In the past, parent reports were often difficult to interpret and offered little guidance on how you could support your child, but TNReady allows us to provide parents with more specific and thorough information.
​

To assure we are creating parent reports that will best inform you, we ask for your feedback as we finalize the design of these reports. You can provide your thoughts on specific pieces of the proposed parent reports through this online form.

Here are your choices: Grey Bars, Pink Bubbles, Blue Stars, or Yellow Smiley Faces 
But wait, before you pick the pink bubbles, you should know that one parent is reporting that when the survey first appeared yesterday, the very first question contained an error. According to her, "The options listed are a, b, c, d but the corresponding answers are a, d, c, b. Meaning the option B is actually found under choice D and option D is found under choice B."

This parent says she has lost confidence in TDOE. How can TDOE be trusted to accurately test children when their own parent survey has a typo that affects the answer? Even though TDOE fixed that survey mistake lickety-split, TNReady errors can't be so easily fixed. How many typos are in TNReady tests? How many kids will struggle because of them?

What Parents Really Want

Parents are sick and tired of their children being put through a ridiculous testing process to gather some innane data for an undisclosed purpose. And the survey asking for superficial responses to graphics is beyond insulting. If the TDOE wants to know what parents think, they should read this mom's Facebook comment: 

"If we can't see the test, we can't determine if anything they say is honest. And the idea that this test's purpose is for students to "show what they know" is complete and utter garbage! The purpose is so that a bunch of bureaucrats who spent, at most, two years teaching can have a number in order to evaluate people who actually did stay in the classroom.

Newsflash TNDOE: parents do not trust you, teachers do not trust you. If you want me to believe your little "Mythbusters" nonsense, then "show what you know," release the test and all relevant data, and prove yourselves."


If the TDOE can manage to provide an authentic, transparent assessment process that restores the trust of parents and teachers, then we can talk about scoring. Because TDOE has some fence mending to be done in that area as well.  Parents and teachers have already been through the magical TCAP scores and the magical formula for post equating those scores.

Parents and teachers want information they can understand instead of stupid graphics and silly labels. How about telling us the cut scores ahead of time? You know, like the statewide grading scale, where we all know 93-100 is an "A" unless it's a charter school then 90 is an "A" but that's another blog. 
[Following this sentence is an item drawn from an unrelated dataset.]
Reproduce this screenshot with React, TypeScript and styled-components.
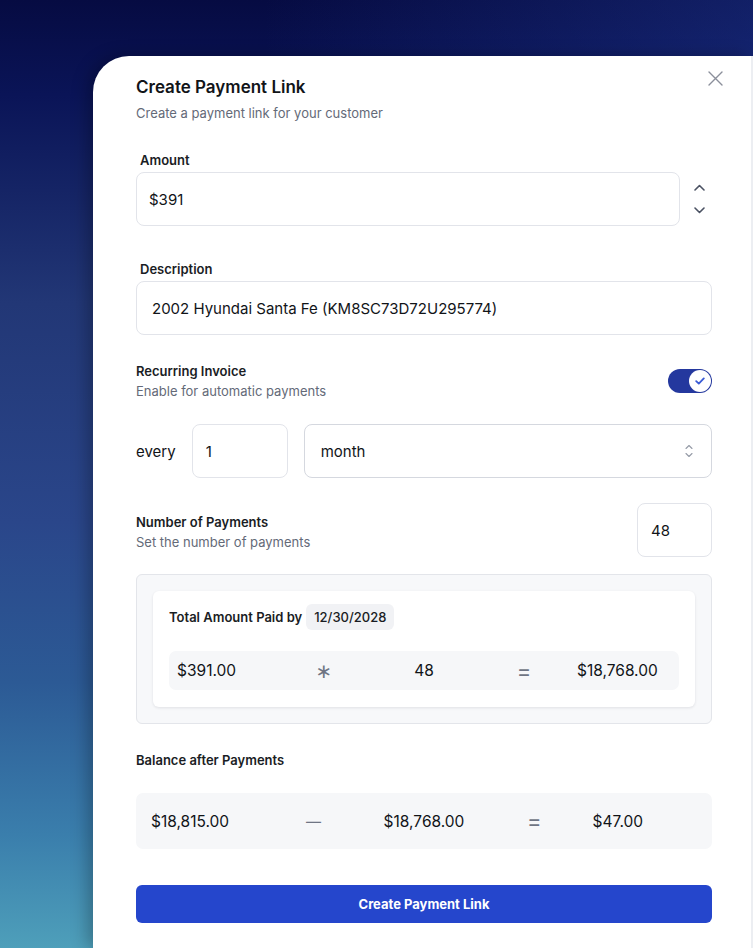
import React from "react";
import styled, { createGlobalStyle } from "styled-components";

const Global = createGlobalStyle`
  html, body {
    margin: 0;
    padding: 0;
  }

  body {
    font-family: Inter, "Noto Sans", sans-serif;
    color: #111418;
  }
`;

const Page = styled.div`
  display: flex;
  box-sizing: border-box;
  height: 948px;
  overflow: hidden;
  padding: 56px 0 0 93px;

  background: linear-gradient(90deg, rgba(10, 20, 60, 0) 35%, rgba(40, 70, 170, 0.35) 100%),
    linear-gradient(180deg, #060b42 0%, #0a1457 10%, #223776 32%, #2a468a 55%, #2c5a95 72%, #3a7eac 88%, #4e9fba 100%);
`;

const Modal = styled.div`
  position: relative;
  flex: 1;
  padding: 20px 39px 0 43px;

  background: #fff;
  border-right: 2px solid #eceef2;
  border-top-left-radius: 36px;
  box-shadow: -6px 0 16px rgba(0, 0, 0, 0.25);
`;

const Close = styled.button`
  position: absolute;
  top: 15px;
  right: 28px;

  display: flex;
  padding: 0;
  border: none;
  background: none;
`;

const Title = styled.div`
  font-size: 17px;
  line-height: 22px;
  font-weight: 600;
  color: #111418;
`;

const Subtitle = styled.div`
  margin-top: 6px;

  font-size: 13px;
  line-height: 18px;
  color: #646a78;
`;

const Label = styled.div<{ $top: number; $indent?: boolean }>`
  margin-top: ${(p) => p.$top}px;
  margin-bottom: 3px;
  padding-left: ${(p) => (p.$indent ? 4 : 0)}px;

  font-size: 13px;
  line-height: 18px;
  font-weight: 600;
  color: #1a1d24;
`;

const Row = styled.div<{ $top?: number; $gap?: number }>`
  display: flex;
  align-items: center;
  justify-content: space-between;
  gap: ${(p) => p.$gap ?? 0}px;
  margin-top: ${(p) => p.$top ?? 0}px;
`;

const Box = styled.div<{ $pad: number; $width?: number; $strong?: boolean }>`
  display: flex;
  align-items: center;
  justify-content: space-between;
  box-sizing: border-box;
  flex: ${(p) => (p.$width ? "none" : 1)};
  width: ${(p) => (p.$width ? `${p.$width}px` : "auto")};
  height: 54px;
  padding: 0 18px 0 ${(p) => p.$pad}px;

  border: 1px solid ${(p) => (p.$strong ? "#d5d8df" : "#e2e4ea")};
  border-radius: 8px;
  font-size: 15px;
  color: #111418;
`;

const Stepper = styled.div`
  display: flex;
  flex-direction: column;
  align-items: center;
  gap: 16px;
  width: 32px;
  padding-left: 7px;
  box-sizing: border-box;
`;

const TextBlock = styled.div<{ $shift?: number }>`
  display: flex;
  flex-direction: column;
  margin-top: ${(p) => p.$shift ?? 0}px;
`;

const BlockTitle = styled.div`
  font-size: 13px;
  line-height: 20px;
  font-weight: 600;
  color: #1a1d24;
`;

const BlockText = styled.div`
  font-size: 13px;
  line-height: 20px;
  color: #646a78;
`;

const Toggle = styled.div`
  display: flex;
  align-items: center;
  justify-content: flex-end;
  box-sizing: border-box;
  width: 44px;
  height: 24px;
  padding: 1px;

  border-radius: 12px;
  background: #24389e;
`;

const Knob = styled.div`
  display: flex;
  align-items: center;
  justify-content: center;
  width: 22px;
  height: 22px;

  border-radius: 50%;
  background: #fff;
`;

const Every = styled.span`
  font-size: 15px;
  color: #111418;
`;

const Summary = styled.div`
  margin-top: 17px;
  padding: 16px;

  background: #f7f8fa;
  border: 1px solid #e3e5ea;
  border-radius: 6px;
`;

const Card = styled.div`
  padding: 13px 16px 17px;

  background: #fff;
  border-radius: 6px;
  box-shadow: 0 1px 3px rgba(16, 24, 40, 0.1);
`;

const CardHead = styled.div`
  display: flex;
  align-items: center;
  gap: 4px;

  font-size: 13px;
  font-weight: 600;
  color: #1a1d24;
`;

const Chip = styled.span`
  display: inline-flex;
  align-items: center;
  height: 26px;
  padding: 0 8px;

  background: #f1f2f5;
  border-radius: 6px;
  font-weight: 500;
`;

const CalcRow = styled.div<{ $h: number; $px: number; $top: number }>`
  display: grid;
  grid-template-columns: repeat(5, 1fr);
  align-items: center;
  height: ${(p) => p.$h}px;
  margin-top: ${(p) => p.$top}px;
  padding: 0 ${(p) => p.$px}px;

  background: #f6f7f9;
  border-radius: 7px;
`;

const Value = styled.span<{ $edge?: boolean }>`
  justify-self: ${(p) => (p.$edge ? "start" : "center")};
  padding-left: ${(p) => (p.$edge ? 3 : 0)}px;

  font-size: 15.5px;
  color: #111418;
`;

const Op = styled.span<{ $glyph?: boolean; $size?: number }>`
  justify-self: center;

  font-family: ${(p) => (p.$glyph ? '"DejaVu Sans", sans-serif' : "Inter, sans-serif")};
  font-size: ${(p) => p.$size ?? 22}px;
  line-height: 1;
  color: #6f7584;
`;

const Submit = styled.button`
  width: 100%;
  height: 38px;
  margin-top: 36px;

  border: none;
  border-radius: 6px;
  background: #2546cc;
  color: #fff;
  font-family: Inter, sans-serif;
  font-size: 13px;
  font-weight: 650;
`;

const Chevron = ({ up }: { up?: boolean }) => (
  <svg width="11" height="7" viewBox="0 0 11 7">
    <path
      d={up ? "M1 6 L5.5 1.5 L10 6" : "M1 1 L5.5 5.5 L10 1"}
      fill="none"
      stroke="#4b5263"
      strokeWidth="1.6"
      strokeLinecap="round"
      strokeLinejoin="round"
    />
  </svg>
);

export default function App() {
  return (
    <Page>
      <Global />
      <Modal>
        <Close aria-label="close">
          <svg width="15" height="15" viewBox="0 0 15 15">
            <path d="M1 1 L14 14 M14 1 L1 14" stroke="#8b8f9b" strokeWidth="1.4" strokeLinecap="round" />
          </svg>
        </Close>

        <Title>Create Payment Link</Title>
        <Subtitle>Create a payment link for your customer</Subtitle>

        <Label $top={29} $indent>
          Amount
        </Label>
        <Row>
          <Box $pad={12}>$391</Box>
          <Stepper>
            <Chevron up />
            <Chevron />
          </Stepper>
        </Row>

        <Label $top={34} $indent>
          Description
        </Label>
        <Row>
          <Box $pad={15}>2002 Hyundai Santa Fe (KM8SC73D72U295774)</Box>
        </Row>

        <Row $top={26}>
          <TextBlock>
            <BlockTitle>Recurring Invoice</BlockTitle>
            <BlockText>Enable for automatic payments</BlockText>
          </TextBlock>
          <Toggle>
            <Knob>
              <svg width="10" height="8" viewBox="0 0 10 8">
                <path d="M1.2 4.2 L3.8 6.6 L8.8 1.4" fill="none" stroke="#3a5bd6" strokeWidth="1.8" strokeLinecap="round" strokeLinejoin="round" />
              </svg>
            </Knob>
          </Toggle>
        </Row>

        <Row $top={23} $gap={16}>
          <Every>every</Every>
          <Box $pad={13} $width={96}>
            1
          </Box>
          <Box $pad={16} $strong>
            month
            <svg width="8" height="14" viewBox="0 0 8 14">
              <path d="M1 4.5 L4 1.5 L7 4.5 M1 9.5 L4 12.5 L7 9.5" fill="none" stroke="#959ba7" strokeWidth="1.1" strokeLinecap="round" strokeLinejoin="round" />
            </svg>
          </Box>
        </Row>

        <Row $top={25}>
          <TextBlock $shift={4}>
            <BlockTitle>Number of Payments</BlockTitle>
            <BlockText>Set the number of payments</BlockText>
          </TextBlock>
          <Box $pad={13} $width={75}>
            48
          </Box>
        </Row>

        <Summary>
          <Card>
            <CardHead>
              Total Amount Paid by
              <Chip>12/30/2028</Chip>
            </CardHead>
            <CalcRow $h={39} $px={5} $top={21}>
              <Value $edge>$391.00</Value>
              <Op $glyph $size={20}>∗</Op>
              <Value>48</Value>
              <Op>=</Op>
              <Value $edge>$18,768.00</Value>
            </CalcRow>
          </Card>
        </Summary>

        <Label $top={27}>Balance after Payments</Label>
        <CalcRow $h={56} $px={12} $top={24}>
          <Value $edge>$18,815.00</Value>
          <Op $size={15}>—</Op>
          <Value>$18,768.00</Value>
          <Op>=</Op>
          <Value $edge>$47.00</Value>
        </CalcRow>

        <Submit>Create Payment Link</Submit>
      </Modal>
    </Page>
  );
}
How about telling us our kid's raw score? We'd like to know how many questions were on the test? How many were scored? How many were for research purposes only? How many had to be thrown out? How many did our child get correct? incorrect? left blank? 

Could we go back to including the old fashion percentile scores? Must we label our children as distinguished or whatever? Couldn't we just know our child scored within a certain percentile for his grade in his school? school district? state? We can figure out how we feel about being in the top 25% or bottom 10%. We can figure out what's good and what desperately needs improvement.

Seriously, we don't need your smiley faces.

​We just need real information, transparent testing, and an assessment process with integrity that can be trusted by Tennessee's educators and parents.